= Request =
Transcribe only what runs from the line containing "Give me the HTML" through the final line below, exactly, and leave every picture out.

════════

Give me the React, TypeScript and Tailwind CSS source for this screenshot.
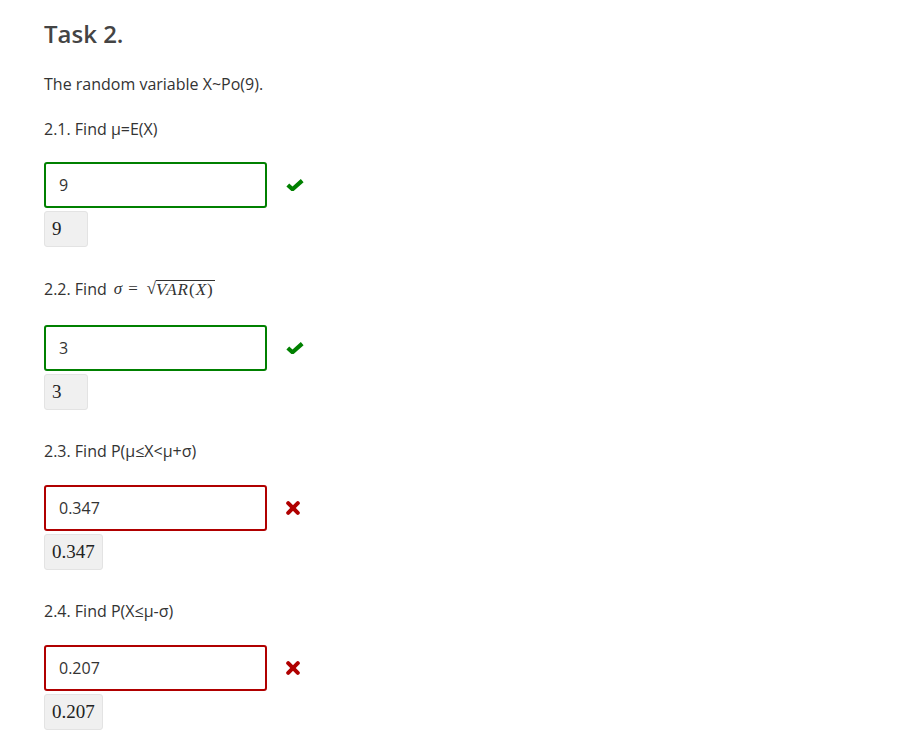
import React from "react";

function Check() {
  return (
    <svg width="18" height="12" viewBox="0 0 18 12" className="block">
      <path d="M1.8 6 L6.5 10.2 L16.2 1.6" fill="none" stroke="#008000" strokeWidth="4.2" strokeLinejoin="miter" />
    </svg>
  );
}

function Cross() {
  return (
    <svg width="14" height="14" viewBox="0 0 14 14" className="block">
      <path d="M2.2 2.2 L11.8 11.8 M11.8 2.2 L2.2 11.8" fill="none" stroke="#b00000" strokeWidth="4" strokeLinecap="round" />
    </svg>
  );
}

function Answer({ value, ok }: { value: string; ok: boolean }) {
  return (
    <div>
      <div className="flex items-center">
        <div
          className={`w-[223px] h-[46px] rounded-[3px] border-2 flex items-center pl-[13px] text-[16px] text-[#333] ${
            ok ? "border-[#008000]" : "border-[#b00000]"
          }`}
        >
          {value}
        </div>
        <div className="ml-[19px]">{ok ? <Check /> : <Cross />}</div>
      </div>
      <div className="mt-[3px] inline-flex items-center h-[36px] px-[7px] min-w-[44px] bg-[#f0f0f0] border border-[#e3e3e3] rounded-[3px] text-[19px] text-[#222] font-['Liberation_Serif',serif]">
        {value}
      </div>
    </div>
  );
}

export default function App() {
  return (
    <div className="min-h-[752px] bg-white font-['Open_Sans',sans-serif] text-[#333] pl-[44px] pt-[16px]">
      <h2 className="text-[24px] font-semibold text-[#444] leading-[36px]">Task 2.</h2>
      <p className="text-[16px] leading-[22px] mt-[21px]">The random variable X~Po(9).</p>

      <p className="text-[16px] leading-[22px] mt-[23px]">2.1. Find μ=E(X)</p>
      <div className="mt-[22px]">
        <Answer value="9" ok={true} />
      </div>

      <p className="text-[16px] leading-[22px] mt-[31px] flex items-center">
        <span>2.2. Find</span>
        <span className="ml-[7px] font-['Liberation_Serif',serif] text-[17px] flex items-center">
          <span className="italic">σ</span>
          <span className="ml-[6px]">=</span>
          <span className="ml-[9px] flex items-end">
            <span className="text-[17px] leading-[18px]">√</span>
            <span className="border-t border-[#333] leading-[17px] italic pr-[1px] tracking-[1px]">
              VAR<span className="not-italic">(</span>X<span className="not-italic">)</span>
            </span>
          </span>
        </span>
      </p>
      <div className="mt-[25px]">
        <Answer value="3" ok={true} />
      </div>

      <p className="text-[16px] leading-[22px] mt-[30px]">2.3. Find P(μ≤X&lt;μ+σ)</p>
      <div className="mt-[23px]">
        <Answer value="0.347" ok={false} />
      </div>

      <p className="text-[16px] leading-[22px] mt-[30px]">2.4. Find P(X≤μ-σ)</p>
      <div className="mt-[23px]">
        <Answer value="0.207" ok={false} />
      </div>
    </div>
  );
}
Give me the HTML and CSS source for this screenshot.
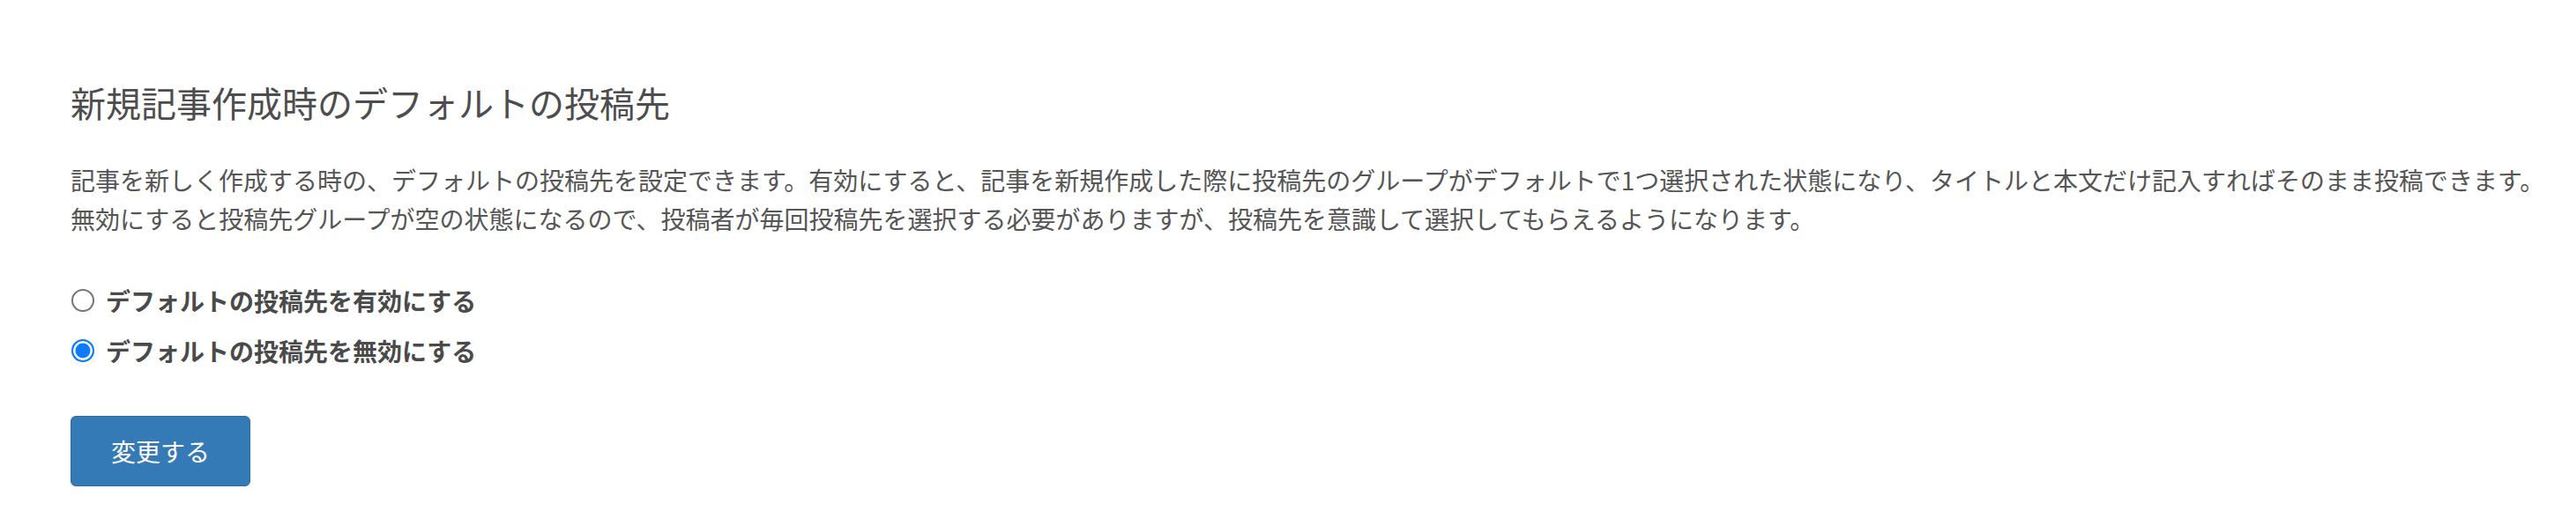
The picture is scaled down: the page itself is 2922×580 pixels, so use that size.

════════

= Expected answer =
Give me the HTML and CSS source for this screenshot.
The picture is scaled down: the page itself is 2922×580 pixels, so use that size.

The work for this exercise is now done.